Question

How would you use the Maclaurin series for \[{{e}^{-x}}\] to calculate \[{{e}^{0.1}}\]?

Answer 1

Hint: Maclaurin series, a type of series in which all terms are nonnegative integer powers of the variable. It can also be termed as a Taylor series that is expanded about the reference point zero and that takes the form\[f(x)=f(0)+\dfrac{f\prime (0)}{1!}x+\dfrac{f\prime \prime (0)}{2!}{{x}^{2}}+\cdots +\dfrac{f[n](0)}{n!}{{x}^{n}}\]. It should also hold the conditions of a Taylor series. The value of \[f(0)=1\]

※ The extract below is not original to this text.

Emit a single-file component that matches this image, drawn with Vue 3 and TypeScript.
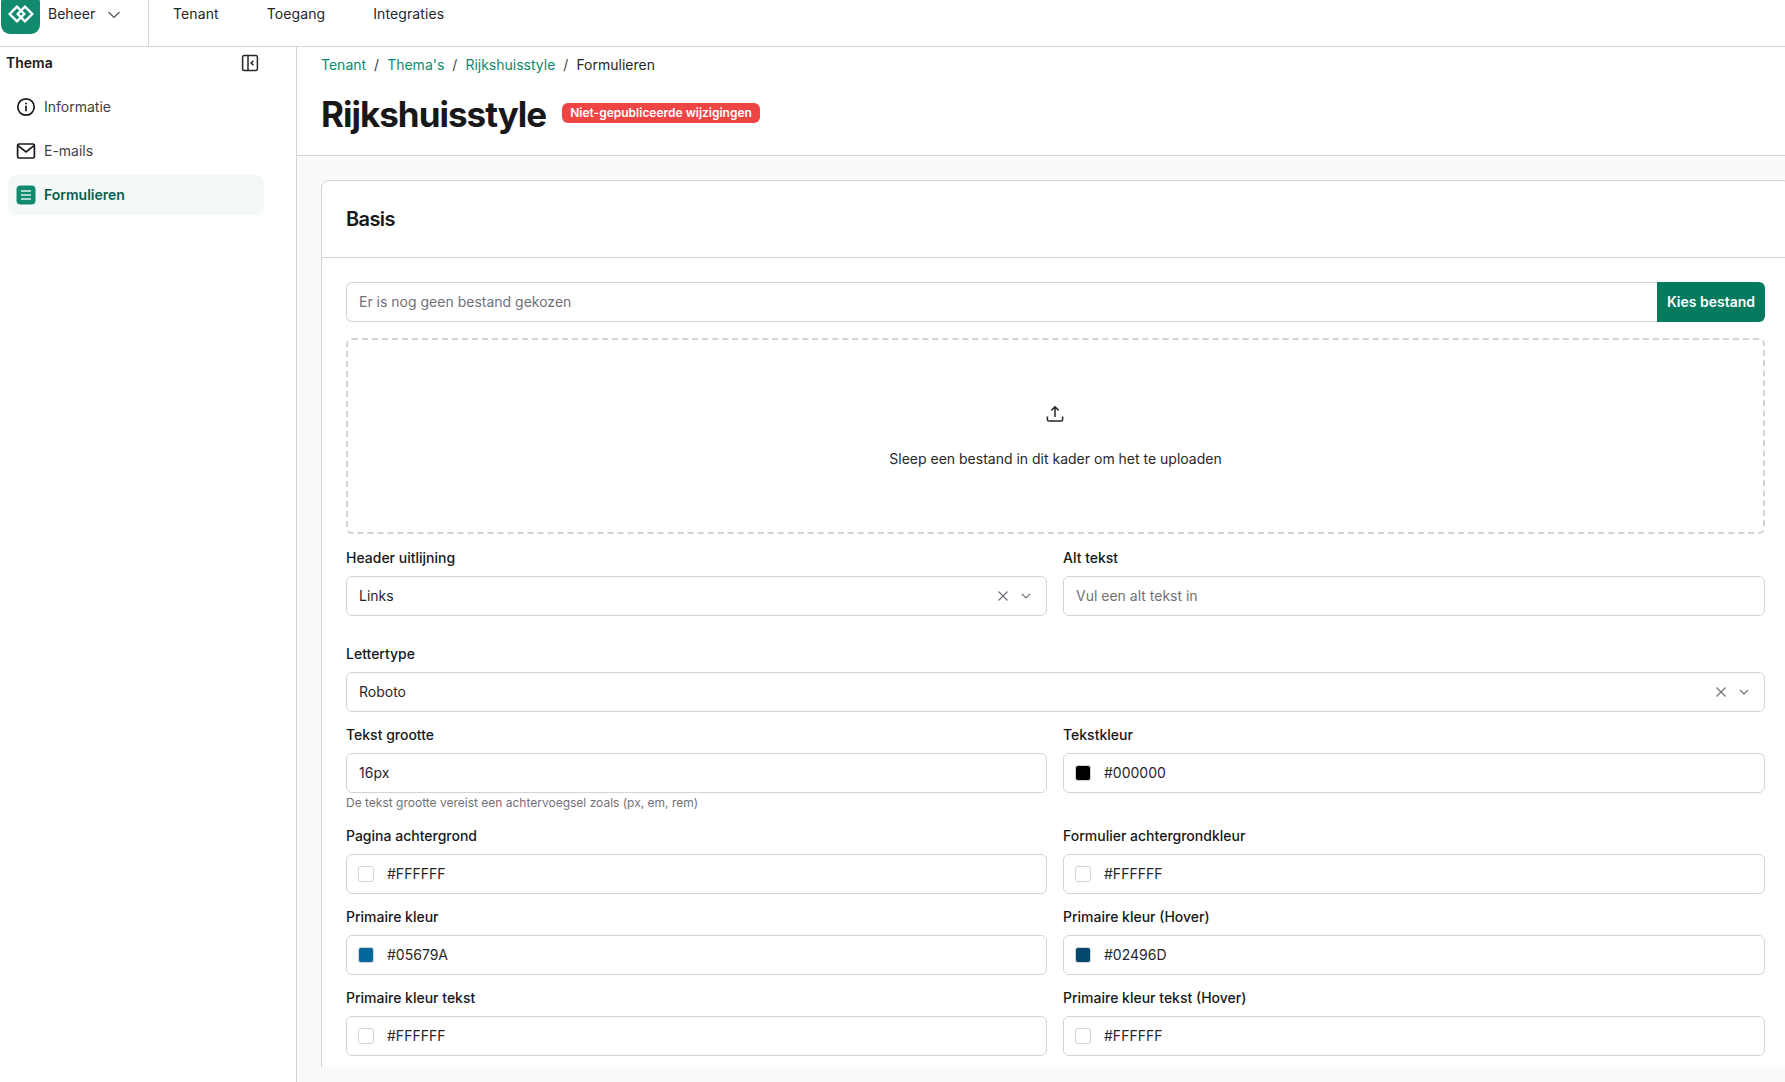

Complete step by step answer:
As per the given question, we have to find the value of an expression using the Maclaurin series. Here, we have to find \[{{e}^{0.1}}\] using the Maclaurin series of \[{{e}^{-x}}\].
The first derivative of \[{{e}^{-x}}\] is \[-{{e}^{-x}}\], on substituting \[x=0\]we get \[{{f}^{1}}(0)=-1\]. Similarly, we calculate other derivatives.
Let \[f(x)={{e}^{-x}}\] then Maclaurin series would be \[{{e}^{-x}}=1-x+\dfrac{{{x}^{2}}}{2!}-\dfrac{{{x}^{3}}}{3!}+\cdots \]
It is an alternating series and for \[|x|<1\], the series is absolutely convergent. So error handled by cutting off after the \[{{n}^{th}}\] term is negligible than the higher order term left.
We need to calculate \[{{e}^{0.1}}\], so x will be \[0.1\].
Let us assume the precision \[\delta =0.00001\] then n=4 would suffice. After that, \[{{e}^{0.1}}=\dfrac{1}{{{e}^{-0.1}}}\]
\[\Rightarrow {{e}^{0.1}}={{e}^{-(-0.1)}}\]
\[\Rightarrow {{e}^{0.1}}=1-(-0.1)+\dfrac{{{(-0.1)}^{2}}}{2!}-\dfrac{{{(-0.1)}^{3}}}{3!}+\dfrac{{{(-0.1)}^{4}}}{4!}+\left( higher\text{ }terms \right)\]
\[\Rightarrow {{e}^{0.1}}\approx 1+0.1+\dfrac{0.01}{2}+\dfrac{0.001}{6}+\dfrac{0.0001}{24}\]
\[\Rightarrow {{e}^{0.1}}\approx 1.1+0.005+0.00016667+0.000041667\]
\[\Rightarrow {{e}^{0.1}}\approx 1.10517\]
If we use the calculator and find the value \[{{e}^{0.1}}\] we will get the value as \[{{e}^{0.1}}=1.10517091....\]
The answers we got from the Maclaurin series and from the calculator are nearly the same.
\[\therefore \] The value of \[{{e}^{0.1}}\] using Maclaurin series of \[{{e}^{-x}}\] is \[1.10517\].

Note:
In the above way we can find expansions of many functions and also find the values of exponential functions easily. While calculating derivatives make sure we calculate the inner derivative of functions. Check whether the function holds the conditions of Taylor series. Maclaurin series helps us to approximate the functions with polynomials. We must avoid calculation mistakes to get the correct result or solution.